REQUIREMENTS:
Read the listing below and copy out every line that holds "index".

** Start **

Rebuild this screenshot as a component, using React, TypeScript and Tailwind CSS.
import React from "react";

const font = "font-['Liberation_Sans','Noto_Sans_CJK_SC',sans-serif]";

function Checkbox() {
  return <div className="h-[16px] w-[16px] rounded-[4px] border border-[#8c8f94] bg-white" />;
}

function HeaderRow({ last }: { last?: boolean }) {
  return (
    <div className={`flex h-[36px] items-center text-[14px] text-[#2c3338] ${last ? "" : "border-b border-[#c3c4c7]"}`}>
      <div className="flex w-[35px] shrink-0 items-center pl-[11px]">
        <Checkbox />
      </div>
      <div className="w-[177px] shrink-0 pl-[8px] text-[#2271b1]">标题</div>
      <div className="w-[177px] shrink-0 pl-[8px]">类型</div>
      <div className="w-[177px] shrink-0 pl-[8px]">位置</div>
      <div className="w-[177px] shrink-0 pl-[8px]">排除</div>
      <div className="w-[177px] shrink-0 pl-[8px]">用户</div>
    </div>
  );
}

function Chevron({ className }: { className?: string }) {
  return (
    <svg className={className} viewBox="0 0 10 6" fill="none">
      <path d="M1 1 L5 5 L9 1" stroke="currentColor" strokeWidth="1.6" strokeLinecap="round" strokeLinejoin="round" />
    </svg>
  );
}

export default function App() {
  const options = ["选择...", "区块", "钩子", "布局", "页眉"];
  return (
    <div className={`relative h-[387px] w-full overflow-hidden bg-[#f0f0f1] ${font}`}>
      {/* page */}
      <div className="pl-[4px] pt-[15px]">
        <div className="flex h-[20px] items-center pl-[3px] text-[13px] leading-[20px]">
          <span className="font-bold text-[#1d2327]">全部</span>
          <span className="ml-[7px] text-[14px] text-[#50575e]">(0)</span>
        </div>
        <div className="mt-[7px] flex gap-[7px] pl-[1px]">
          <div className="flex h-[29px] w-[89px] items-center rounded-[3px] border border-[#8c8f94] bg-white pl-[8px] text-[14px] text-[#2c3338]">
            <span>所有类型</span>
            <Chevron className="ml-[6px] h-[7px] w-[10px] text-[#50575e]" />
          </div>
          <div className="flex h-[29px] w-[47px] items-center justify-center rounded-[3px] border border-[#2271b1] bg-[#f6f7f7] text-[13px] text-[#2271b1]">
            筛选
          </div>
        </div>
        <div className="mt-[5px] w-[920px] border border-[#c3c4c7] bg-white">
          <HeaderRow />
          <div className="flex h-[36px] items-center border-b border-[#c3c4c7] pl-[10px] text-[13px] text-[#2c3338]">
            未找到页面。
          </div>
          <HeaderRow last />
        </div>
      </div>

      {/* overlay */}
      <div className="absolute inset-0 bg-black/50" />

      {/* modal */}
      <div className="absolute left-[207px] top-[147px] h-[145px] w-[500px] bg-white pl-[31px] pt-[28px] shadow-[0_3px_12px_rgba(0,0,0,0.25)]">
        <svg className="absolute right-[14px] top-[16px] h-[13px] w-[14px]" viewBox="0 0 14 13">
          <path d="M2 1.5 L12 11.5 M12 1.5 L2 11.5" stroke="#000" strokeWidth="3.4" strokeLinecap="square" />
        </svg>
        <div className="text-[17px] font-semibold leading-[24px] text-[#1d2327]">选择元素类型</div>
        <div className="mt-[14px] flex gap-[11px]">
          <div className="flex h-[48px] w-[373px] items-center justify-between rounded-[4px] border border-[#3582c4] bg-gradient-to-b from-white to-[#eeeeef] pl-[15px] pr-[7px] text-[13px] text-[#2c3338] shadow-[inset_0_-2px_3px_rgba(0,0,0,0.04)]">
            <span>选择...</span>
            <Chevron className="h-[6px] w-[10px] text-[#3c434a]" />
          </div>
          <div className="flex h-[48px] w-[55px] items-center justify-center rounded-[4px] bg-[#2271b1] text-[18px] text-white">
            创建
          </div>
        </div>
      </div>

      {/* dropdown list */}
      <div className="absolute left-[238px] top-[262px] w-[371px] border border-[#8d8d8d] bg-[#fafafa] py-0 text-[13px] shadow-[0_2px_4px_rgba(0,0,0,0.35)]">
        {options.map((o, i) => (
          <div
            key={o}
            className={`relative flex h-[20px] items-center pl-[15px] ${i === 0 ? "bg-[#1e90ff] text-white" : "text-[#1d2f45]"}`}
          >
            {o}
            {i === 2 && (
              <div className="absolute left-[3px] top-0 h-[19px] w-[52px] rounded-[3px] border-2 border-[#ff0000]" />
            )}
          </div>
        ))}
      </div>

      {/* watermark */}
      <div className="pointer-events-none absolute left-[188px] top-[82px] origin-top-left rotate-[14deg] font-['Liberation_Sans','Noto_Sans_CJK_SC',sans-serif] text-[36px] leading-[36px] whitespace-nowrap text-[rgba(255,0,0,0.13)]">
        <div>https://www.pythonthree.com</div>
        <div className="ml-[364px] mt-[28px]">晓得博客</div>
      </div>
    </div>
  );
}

** End **
** Start **

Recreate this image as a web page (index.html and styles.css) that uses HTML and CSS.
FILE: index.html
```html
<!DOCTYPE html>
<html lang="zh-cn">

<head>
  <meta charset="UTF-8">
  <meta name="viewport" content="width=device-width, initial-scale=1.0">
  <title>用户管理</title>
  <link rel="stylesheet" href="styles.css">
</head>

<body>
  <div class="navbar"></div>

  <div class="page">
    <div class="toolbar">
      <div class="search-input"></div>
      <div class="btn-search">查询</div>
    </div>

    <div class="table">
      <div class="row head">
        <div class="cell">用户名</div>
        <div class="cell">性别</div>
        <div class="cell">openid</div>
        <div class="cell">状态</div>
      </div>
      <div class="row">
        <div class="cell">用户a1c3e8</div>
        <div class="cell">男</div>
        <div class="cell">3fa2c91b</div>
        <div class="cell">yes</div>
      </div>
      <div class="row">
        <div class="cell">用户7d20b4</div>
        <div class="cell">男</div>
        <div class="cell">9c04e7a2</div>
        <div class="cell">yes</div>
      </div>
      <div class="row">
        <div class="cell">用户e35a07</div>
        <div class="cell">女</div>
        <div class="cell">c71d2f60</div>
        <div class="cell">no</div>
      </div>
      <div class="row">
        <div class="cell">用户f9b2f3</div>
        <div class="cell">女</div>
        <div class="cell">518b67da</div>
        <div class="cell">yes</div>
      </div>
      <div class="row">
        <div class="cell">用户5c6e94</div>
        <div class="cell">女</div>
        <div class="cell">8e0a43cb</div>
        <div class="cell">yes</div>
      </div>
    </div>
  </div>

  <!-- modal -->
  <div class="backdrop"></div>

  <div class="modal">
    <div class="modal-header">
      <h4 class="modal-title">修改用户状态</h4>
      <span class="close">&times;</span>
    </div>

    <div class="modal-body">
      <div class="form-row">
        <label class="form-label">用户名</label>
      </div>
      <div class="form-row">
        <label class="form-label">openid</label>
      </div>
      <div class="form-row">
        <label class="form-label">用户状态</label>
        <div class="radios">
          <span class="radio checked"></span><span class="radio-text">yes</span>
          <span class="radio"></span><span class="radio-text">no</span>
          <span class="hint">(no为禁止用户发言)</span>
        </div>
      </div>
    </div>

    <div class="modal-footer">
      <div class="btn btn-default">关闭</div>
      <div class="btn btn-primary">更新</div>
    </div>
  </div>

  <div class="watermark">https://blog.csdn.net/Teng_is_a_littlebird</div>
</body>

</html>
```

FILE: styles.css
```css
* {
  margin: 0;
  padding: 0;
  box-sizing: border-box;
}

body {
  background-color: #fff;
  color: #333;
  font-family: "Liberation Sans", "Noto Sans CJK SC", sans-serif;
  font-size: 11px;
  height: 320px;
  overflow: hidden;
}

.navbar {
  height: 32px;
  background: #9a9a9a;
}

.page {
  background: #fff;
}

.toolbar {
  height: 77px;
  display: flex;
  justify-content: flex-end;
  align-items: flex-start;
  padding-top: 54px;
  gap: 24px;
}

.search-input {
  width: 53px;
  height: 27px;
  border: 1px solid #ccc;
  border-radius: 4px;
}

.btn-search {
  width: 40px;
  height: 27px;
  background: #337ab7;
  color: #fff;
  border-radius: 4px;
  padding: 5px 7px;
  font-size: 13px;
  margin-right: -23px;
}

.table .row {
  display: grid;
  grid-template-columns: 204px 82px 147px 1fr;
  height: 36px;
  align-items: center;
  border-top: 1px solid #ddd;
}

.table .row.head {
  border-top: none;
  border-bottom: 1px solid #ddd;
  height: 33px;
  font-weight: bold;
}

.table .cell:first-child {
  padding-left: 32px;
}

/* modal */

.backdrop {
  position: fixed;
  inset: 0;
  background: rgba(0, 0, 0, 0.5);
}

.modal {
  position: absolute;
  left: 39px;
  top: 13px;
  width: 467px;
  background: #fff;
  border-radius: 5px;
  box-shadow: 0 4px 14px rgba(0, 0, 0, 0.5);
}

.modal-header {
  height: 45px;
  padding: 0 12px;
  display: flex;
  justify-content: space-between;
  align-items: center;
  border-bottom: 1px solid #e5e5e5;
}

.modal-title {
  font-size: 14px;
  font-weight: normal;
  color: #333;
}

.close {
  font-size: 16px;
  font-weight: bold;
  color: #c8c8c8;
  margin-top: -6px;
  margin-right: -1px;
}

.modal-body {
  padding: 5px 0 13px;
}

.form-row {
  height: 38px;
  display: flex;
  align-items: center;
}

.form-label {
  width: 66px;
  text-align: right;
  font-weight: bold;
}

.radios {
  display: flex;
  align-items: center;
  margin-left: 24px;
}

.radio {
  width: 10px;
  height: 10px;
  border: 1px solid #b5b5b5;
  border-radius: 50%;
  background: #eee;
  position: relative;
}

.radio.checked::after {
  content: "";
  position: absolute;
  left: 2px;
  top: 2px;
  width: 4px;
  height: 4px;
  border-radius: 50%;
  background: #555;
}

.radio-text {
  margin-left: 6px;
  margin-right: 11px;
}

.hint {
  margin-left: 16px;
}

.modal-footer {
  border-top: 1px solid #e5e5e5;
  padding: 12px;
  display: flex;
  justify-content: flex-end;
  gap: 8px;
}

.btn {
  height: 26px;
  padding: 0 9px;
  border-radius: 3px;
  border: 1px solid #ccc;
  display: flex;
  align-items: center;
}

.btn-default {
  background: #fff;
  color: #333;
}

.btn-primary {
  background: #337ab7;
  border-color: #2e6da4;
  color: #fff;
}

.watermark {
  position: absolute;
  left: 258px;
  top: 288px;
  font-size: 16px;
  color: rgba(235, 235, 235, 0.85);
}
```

** End **

FULL OUTPUT:
Recreate this image as a web page (index.html and styles.css) that uses HTML and CSS.
FILE: index.html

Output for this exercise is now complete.